- _GOAL_
Transcribe all of the data exactly. Omit the pictures.
---*---
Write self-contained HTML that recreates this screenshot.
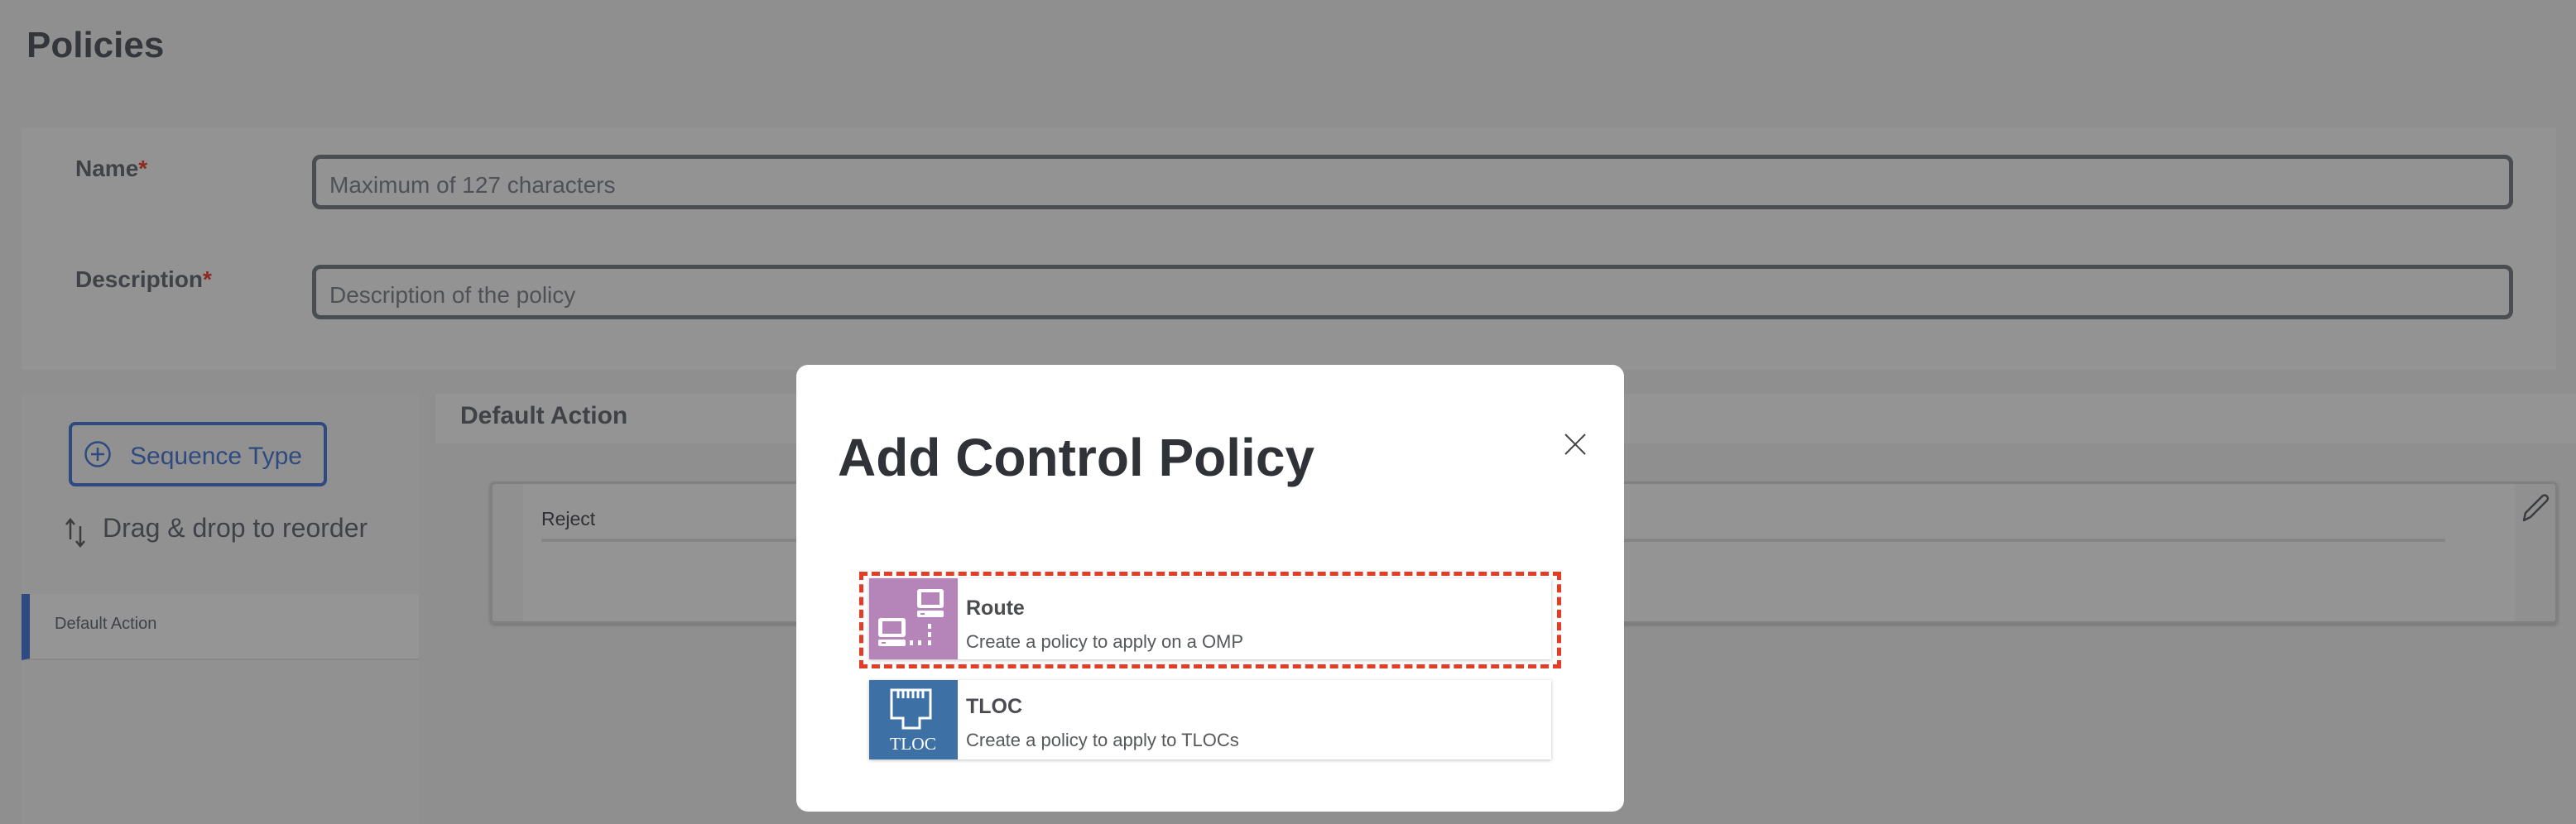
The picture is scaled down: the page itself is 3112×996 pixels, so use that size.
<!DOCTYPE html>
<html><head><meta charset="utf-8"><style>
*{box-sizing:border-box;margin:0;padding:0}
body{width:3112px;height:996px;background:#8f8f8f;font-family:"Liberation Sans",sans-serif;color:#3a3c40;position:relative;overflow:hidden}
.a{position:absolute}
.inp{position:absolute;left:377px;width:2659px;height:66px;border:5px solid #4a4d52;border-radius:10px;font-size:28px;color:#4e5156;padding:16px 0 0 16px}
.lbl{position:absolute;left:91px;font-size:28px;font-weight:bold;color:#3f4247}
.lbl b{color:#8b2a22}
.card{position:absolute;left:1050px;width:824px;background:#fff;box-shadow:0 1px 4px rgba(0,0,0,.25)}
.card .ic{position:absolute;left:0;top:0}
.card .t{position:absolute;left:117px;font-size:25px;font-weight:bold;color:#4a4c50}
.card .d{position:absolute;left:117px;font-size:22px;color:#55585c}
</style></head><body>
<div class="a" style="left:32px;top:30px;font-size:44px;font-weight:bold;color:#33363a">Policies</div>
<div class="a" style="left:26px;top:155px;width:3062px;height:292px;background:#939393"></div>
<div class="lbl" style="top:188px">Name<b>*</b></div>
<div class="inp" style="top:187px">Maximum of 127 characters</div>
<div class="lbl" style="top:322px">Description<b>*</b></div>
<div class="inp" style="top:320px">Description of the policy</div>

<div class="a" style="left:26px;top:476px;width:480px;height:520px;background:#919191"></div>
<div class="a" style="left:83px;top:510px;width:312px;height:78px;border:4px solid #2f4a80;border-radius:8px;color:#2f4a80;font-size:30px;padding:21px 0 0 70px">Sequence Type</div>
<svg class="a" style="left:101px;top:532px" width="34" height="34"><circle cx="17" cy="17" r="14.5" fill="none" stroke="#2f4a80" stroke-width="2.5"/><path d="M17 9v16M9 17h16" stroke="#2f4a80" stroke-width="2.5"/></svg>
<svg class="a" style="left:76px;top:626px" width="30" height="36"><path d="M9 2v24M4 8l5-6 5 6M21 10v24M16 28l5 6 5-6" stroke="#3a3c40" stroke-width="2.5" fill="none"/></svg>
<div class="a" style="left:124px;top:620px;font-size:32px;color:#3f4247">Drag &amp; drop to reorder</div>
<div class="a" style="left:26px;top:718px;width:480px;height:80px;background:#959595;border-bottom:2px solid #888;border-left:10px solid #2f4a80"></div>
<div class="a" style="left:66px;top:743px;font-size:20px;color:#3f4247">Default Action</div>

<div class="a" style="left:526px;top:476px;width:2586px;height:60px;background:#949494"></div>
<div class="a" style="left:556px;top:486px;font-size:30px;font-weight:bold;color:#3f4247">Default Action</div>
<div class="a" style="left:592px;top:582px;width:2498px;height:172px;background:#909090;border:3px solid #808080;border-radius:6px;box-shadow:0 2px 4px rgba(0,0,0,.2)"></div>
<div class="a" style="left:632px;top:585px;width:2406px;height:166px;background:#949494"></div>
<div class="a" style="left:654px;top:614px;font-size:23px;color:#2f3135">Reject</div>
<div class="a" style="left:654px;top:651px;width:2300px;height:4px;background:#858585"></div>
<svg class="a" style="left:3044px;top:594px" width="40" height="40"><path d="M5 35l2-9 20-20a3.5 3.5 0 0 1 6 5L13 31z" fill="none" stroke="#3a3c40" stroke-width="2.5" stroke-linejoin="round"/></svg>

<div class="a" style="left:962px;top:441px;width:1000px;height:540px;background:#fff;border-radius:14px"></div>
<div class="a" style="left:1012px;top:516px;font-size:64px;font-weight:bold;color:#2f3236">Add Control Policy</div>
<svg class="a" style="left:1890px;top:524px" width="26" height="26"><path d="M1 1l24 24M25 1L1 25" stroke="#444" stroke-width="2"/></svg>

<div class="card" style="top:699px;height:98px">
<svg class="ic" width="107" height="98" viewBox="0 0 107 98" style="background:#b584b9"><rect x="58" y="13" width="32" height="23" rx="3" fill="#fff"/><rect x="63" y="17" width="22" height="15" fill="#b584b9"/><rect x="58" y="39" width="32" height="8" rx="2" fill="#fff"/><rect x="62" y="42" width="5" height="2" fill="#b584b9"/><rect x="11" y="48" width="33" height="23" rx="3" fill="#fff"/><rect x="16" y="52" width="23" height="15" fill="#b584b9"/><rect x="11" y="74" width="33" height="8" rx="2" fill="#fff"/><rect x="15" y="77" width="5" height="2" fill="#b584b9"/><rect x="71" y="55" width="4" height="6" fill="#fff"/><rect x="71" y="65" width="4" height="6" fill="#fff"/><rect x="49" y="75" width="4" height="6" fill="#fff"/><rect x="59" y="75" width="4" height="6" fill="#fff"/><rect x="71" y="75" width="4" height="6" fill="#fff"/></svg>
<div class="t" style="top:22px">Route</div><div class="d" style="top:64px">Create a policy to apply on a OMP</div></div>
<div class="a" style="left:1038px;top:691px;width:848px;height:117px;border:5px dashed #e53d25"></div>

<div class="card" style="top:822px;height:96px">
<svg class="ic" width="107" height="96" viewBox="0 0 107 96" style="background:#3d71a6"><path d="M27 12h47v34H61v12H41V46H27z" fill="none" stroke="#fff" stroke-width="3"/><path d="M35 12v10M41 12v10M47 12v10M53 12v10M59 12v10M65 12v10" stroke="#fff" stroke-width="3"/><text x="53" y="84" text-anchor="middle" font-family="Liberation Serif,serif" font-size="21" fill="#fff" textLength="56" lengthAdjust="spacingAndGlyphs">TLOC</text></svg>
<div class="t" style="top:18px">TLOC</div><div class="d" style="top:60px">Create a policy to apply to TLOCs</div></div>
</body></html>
---*---
- _EXERCISE RESPONSE_
Write self-contained HTML that recreates this screenshot.
The picture is scaled down: the page itself is 3112×996 pixels, so use that size.
<!DOCTYPE html>
<html><head><meta charset="utf-8"><style>
*{box-sizing:border-box;margin:0;padding:0}
body{width:3112px;height:996px;background:#8f8f8f;font-family:"Liberation Sans",sans-serif;color:#3a3c40;position:relative;overflow:hidden}
.a{position:absolute}
.inp{position:absolute;left:377px;width:2659px;height:66px;border:5px solid #4a4d52;border-radius:10px;font-size:28px;color:#4e5156;padding:16px 0 0 16px}
.lbl{position:absolute;left:91px;font-size:28px;font-weight:bold;color:#3f4247}
.lbl b{color:#8b2a22}
.card{position:absolute;left:1050px;width:824px;background:#fff;box-shadow:0 1px 4px rgba(0,0,0,.25)}
.card .ic{position:absolute;left:0;top:0}
.card .t{position:absolute;left:117px;font-size:25px;font-weight:bold;color:#4a4c50}
.card .d{position:absolute;left:117px;font-size:22px;color:#55585c}
</style></head><body>
<div class="a" style="left:32px;top:30px;font-size:44px;font-weight:bold;color:#33363a">Policies</div>
<div class="a" style="left:26px;top:155px;width:3062px;height:292px;background:#939393"></div>
<div class="lbl" style="top:188px">Name<b>*</b></div>
<div class="inp" style="top:187px">Maximum of 127 characters</div>
<div class="lbl" style="top:322px">Description<b>*</b></div>
<div class="inp" style="top:320px">Description of the policy</div>

<div class="a" style="left:26px;top:476px;width:480px;height:520px;background:#919191"></div>
<div class="a" style="left:83px;top:510px;width:312px;height:78px;border:4px solid #2f4a80;border-radius:8px;color:#2f4a80;font-size:30px;padding:21px 0 0 70px">Sequence Type</div>
<svg class="a" style="left:101px;top:532px" width="34" height="34"><circle cx="17" cy="17" r="14.5" fill="none" stroke="#2f4a80" stroke-width="2.5"/><path d="M17 9v16M9 17h16" stroke="#2f4a80" stroke-width="2.5"/></svg>
<svg class="a" style="left:76px;top:626px" width="30" height="36"><path d="M9 2v24M4 8l5-6 5 6M21 10v24M16 28l5 6 5-6" stroke="#3a3c40" stroke-width="2.5" fill="none"/></svg>
<div class="a" style="left:124px;top:620px;font-size:32px;color:#3f4247">Drag &amp; drop to reorder</div>
<div class="a" style="left:26px;top:718px;width:480px;height:80px;background:#959595;border-bottom:2px solid #888;border-left:10px solid #2f4a80"></div>
<div class="a" style="left:66px;top:743px;font-size:20px;color:#3f4247">Default Action</div>

<div class="a" style="left:526px;top:476px;width:2586px;height:60px;background:#949494"></div>
<div class="a" style="left:556px;top:486px;font-size:30px;font-weight:bold;color:#3f4247">Default Action</div>
<div class="a" style="left:592px;top:582px;width:2498px;height:172px;background:#909090;border:3px solid #808080;border-radius:6px;box-shadow:0 2px 4px rgba(0,0,0,.2)"></div>
<div class="a" style="left:632px;top:585px;width:2406px;height:166px;background:#949494"></div>
<div class="a" style="left:654px;top:614px;font-size:23px;color:#2f3135">Reject</div>
<div class="a" style="left:654px;top:651px;width:2300px;height:4px;background:#858585"></div>
<svg class="a" style="left:3044px;top:594px" width="40" height="40"><path d="M5 35l2-9 20-20a3.5 3.5 0 0 1 6 5L13 31z" fill="none" stroke="#3a3c40" stroke-width="2.5" stroke-linejoin="round"/></svg>

<div class="a" style="left:962px;top:441px;width:1000px;height:540px;background:#fff;border-radius:14px"></div>
<div class="a" style="left:1012px;top:516px;font-size:64px;font-weight:bold;color:#2f3236">Add Control Policy</div>
<svg class="a" style="left:1890px;top:524px" width="26" height="26"><path d="M1 1l24 24M25 1L1 25" stroke="#444" stroke-width="2"/></svg>

<div class="card" style="top:699px;height:98px">
<svg class="ic" width="107" height="98" viewBox="0 0 107 98" style="background:#b584b9"><rect x="58" y="13" width="32" height="23" rx="3" fill="#fff"/><rect x="63" y="17" width="22" height="15" fill="#b584b9"/><rect x="58" y="39" width="32" height="8" rx="2" fill="#fff"/><rect x="62" y="42" width="5" height="2" fill="#b584b9"/><rect x="11" y="48" width="33" height="23" rx="3" fill="#fff"/><rect x="16" y="52" width="23" height="15" fill="#b584b9"/><rect x="11" y="74" width="33" height="8" rx="2" fill="#fff"/><rect x="15" y="77" width="5" height="2" fill="#b584b9"/><rect x="71" y="55" width="4" height="6" fill="#fff"/><rect x="71" y="65" width="4" height="6" fill="#fff"/><rect x="49" y="75" width="4" height="6" fill="#fff"/><rect x="59" y="75" width="4" height="6" fill="#fff"/><rect x="71" y="75" width="4" height="6" fill="#fff"/></svg>
<div class="t" style="top:22px">Route</div><div class="d" style="top:64px">Create a policy to apply on a OMP</div></div>
<div class="a" style="left:1038px;top:691px;width:848px;height:117px;border:5px dashed #e53d25"></div>

<div class="card" style="top:822px;height:96px">
<svg class="ic" width="107" height="96" viewBox="0 0 107 96" style="background:#3d71a6"><path d="M27 12h47v34H61v12H41V46H27z" fill="none" stroke="#fff" stroke-width="3"/><path d="M35 12v10M41 12v10M47 12v10M53 12v10M59 12v10M65 12v10" stroke="#fff" stroke-width="3"/><text x="53" y="84" text-anchor="middle" font-family="Liberation Serif,serif" font-size="21" fill="#fff" textLength="56" lengthAdjust="spacingAndGlyphs">TLOC</text></svg>
<div class="t" style="top:18px">TLOC</div><div class="d" style="top:60px">Create a policy to apply to TLOCs</div></div>
</body></html>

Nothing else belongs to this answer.